Comment by pavel_lishin
5 years ago
I think the difference is that when I start drinking with the intention or possibility of blacking out, I know that I'll wake up and there will be some continuity of consciousness.
When I wake up in a simworld and asked to finally refactor my side project so it can connect to a postgres database, not only do I know that it will be the last thing that this one local instantiation experiences, but that the local instantiation will also get no benefit out of it!
If I get blackout drunk with my friends in meatspace, we might have some fun stories to share in the morning, and our bond will be stronger. If I push some code as a copy, there's no benefit for me at all. In fact, there's not much incentive for me to promise my creator that I'll get it done, then spend the rest of my subjective experience trying to instantiate some beer and masturbating.
I really enjoyed the exploration of this premise in the novel "Kil'n People" by David Brin.
https://en.wikipedia.org/wiki/Kiln_People
The premise is quite similar to "uploads" except the device is a "golem scanner", which copies your mind into a temporary, disposable body. Different "grades" of body can be purpose made for different kinds of tasks (thinking, menial labour etc).
The part that resonates with your comment is around the motivation of golems, who are independently conscious and have their own goals.
In the novel, some people can't make useful golems, because their copies of themselves don't do what they want. There's an interesting analogy with self control; that is about doing things that suck now, to benefit your future self. This is similar, but your other self exists concurrently!
Key to the plot though is the "merge" step; you can take the head of an expiring golem, scan it, and merge it's experiences with your own. This provides some continuity and meaning to anchor the golem's life.
It seems like you may not see the local instantiation and the original to share the same identity. If I was a local instantiation that knew the length of my existence was limited (and that an original me would live on), that doesn't mean I'd act different than my original self in rebellion. I'd see myself and the original as the same person whose goals and future prospect of rewards are intertwined.
Like another commentor pointed out, I'd see my experience as a memory that would be lost outside the manifestation of my work. It would be nice to have my memories live on in my original being, but not required.
This concept of duplicated existence is also explored in the early 2000s children's show Chaotic (although the memories of one's virtual self do get merged with the original in the show): https://en.wikipedia.org/wiki/Chaotic_(TV_series)
There are plenty of situations where people do things for benefits that they personally won't see. Like people who decide to avoid messing up the environment even though the consequences might not happen in their lifetime or to themselves specifically. Or scientists who work to add knowledge that might only be properly appreciated or used by future generations. "A society grows great when old men plant trees whose shade they know they shall never sit in". The setup would just be the dynamic of society recreated in miniature with a society of yourselves.
If you psyche yourself into the right mood, knowing that the only remaining thing of consequence to do with your time is your task might be exciting. I imagine there's some inkling of truth in https://www.smbc-comics.com/comic/dream. You could also make it so all of your upload-selves have their mental states modified to be more focused.

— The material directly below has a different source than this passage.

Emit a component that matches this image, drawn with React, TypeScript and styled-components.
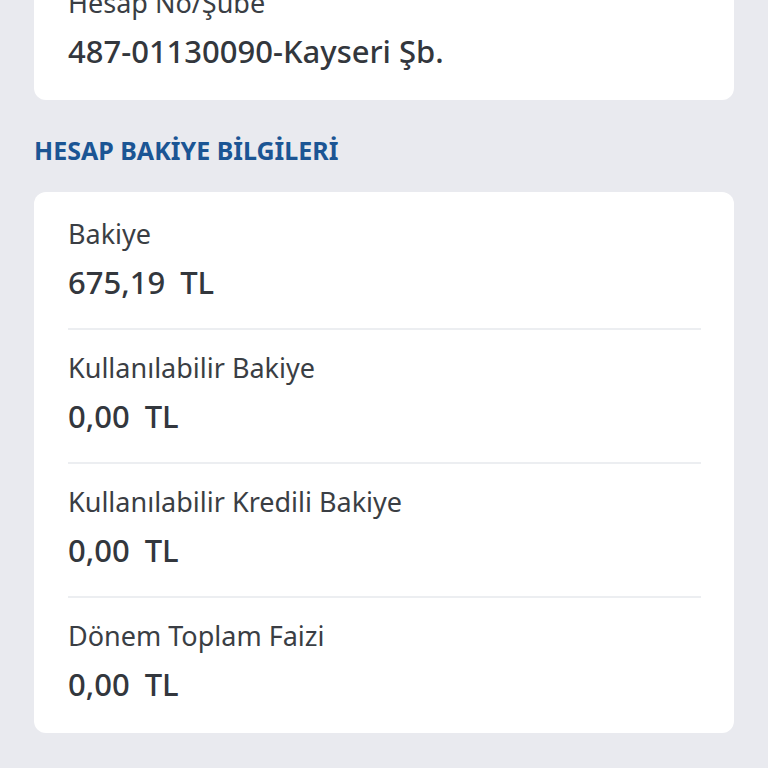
import styled, { createGlobalStyle } from "styled-components";

const GlobalStyle = createGlobalStyle`
    html, body {
        margin: 0;
        padding: 0;
        background-color: #e9eaef;
        font-family: "Noto Sans", "Open Sans", sans-serif;
        color: #33373d;
    }
`

interface Balance {
    label: string,
    amount: string
}

const balances: Balance[] = [
    { label: "Bakiye", amount: "675,19" },
    { label: "Kullanılabilir Bakiye", amount: "0,00" },
    { label: "Kullanılabilir Kredili Bakiye", amount: "0,00" },
    { label: "Dönem Toplam Faizi", amount: "0,00" },
];

// page is shown scrolled down a bit, so the first card is cut at the top
const App: React.FC = () => {
    return (
        <>
            <GlobalStyle />
            <Page>
                <Card>
                    <Row>
                        <Label>Hesap No/Şube</Label>
                        <Value>487-01130090-Kayseri Şb.</Value>
                    </Row>
                </Card>
                <SectionTitle>HESAP BAKİYE BİLGİLERİ</SectionTitle>
                <Card>
                    {balances.map((b, i) => (
                        <Row key={b.label} divided={i < balances.length - 1}>
                            <Label>{b.label}</Label>
                            <Value>
                                {b.amount}
                                <Currency>TL</Currency>
                            </Value>
                        </Row>
                    ))}
                </Card>
            </Page>
        </>
    )
}

const Page = styled.div`
    display: flex;
    flex-direction: column;
    padding: 0 34px 40px;
    margin-top: -39px;
`

const Card = styled.div`
    display: flex;
    flex-direction: column;
    padding: 4px 33px 3px 34px;
    border-radius: 12px;
    background-color: #ffffff;
`

const Row = styled.div<{ divided?: boolean }>`
    display: flex;
    flex-direction: column;
    gap: 14px;
    padding: 22px 0 28px;
    border-bottom: ${props => props.divided ? "2px solid #eceef1" : "none"};
`

const Label = styled.span`
    font-size: 27px;
    line-height: 32px;
    font-weight: 400;
    color: #3a3e44;
    white-space: nowrap;
`

const Value = styled.span`
    font-size: 31px;
    line-height: 36px;
    font-weight: 500;
    color: #33373d;
    white-space: nowrap;
`

const Currency = styled.span`
    margin-left: 15px;
`

const SectionTitle = styled.h2`
    margin: 34px 0 26px;
    font-size: 25px;
    line-height: 32px;
    font-weight: 700;
    color: #1b5594;
`

export default App;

If such a technology existed, it would definitely require intense mental training and preparation before it could be used. One would have to become the most detached buddhist in order to be the sort of person who, when cloned, did not flip their shit over discovering that the rest of their short time alive will only to further the master branch of their own life.
It would change everything about your personality, even as the original and surviving copy.
I really think that if you truly believed your identity is defined only by things you share in common with the original, then you as the upload would have no fear of deletion.
Most people define identity in part by continuity of experience, which is something that wouldn't be in common with the original, but I think this is just superstition. It's easy to imagine setups that preserve continuity that come out with identical results to setups that fail to preserve continuity (https://news.ycombinator.com/item?id=26234052), which makes me suspicious of it being valuable. I think continuity of experience is only an instrumental value crafted by evolution to help us stay alive in a world that didn't have copying. I think if humans evolved in a world where we could make disposable copies of ourselves, we wouldn't instinctively value continuity of experience -- we would instead instinctively value preserving the original and ensuring a line of succession for a copy to take the place of the original if something happened to the original -- and that would make us more effective in our pursuits in a world with copying.
Now if I was the upload, and I learned that my original had died (or significantly drifted in values away from myself) and none of my other copies were in position to take over the place in the world of my original, then I would worry about my mortality.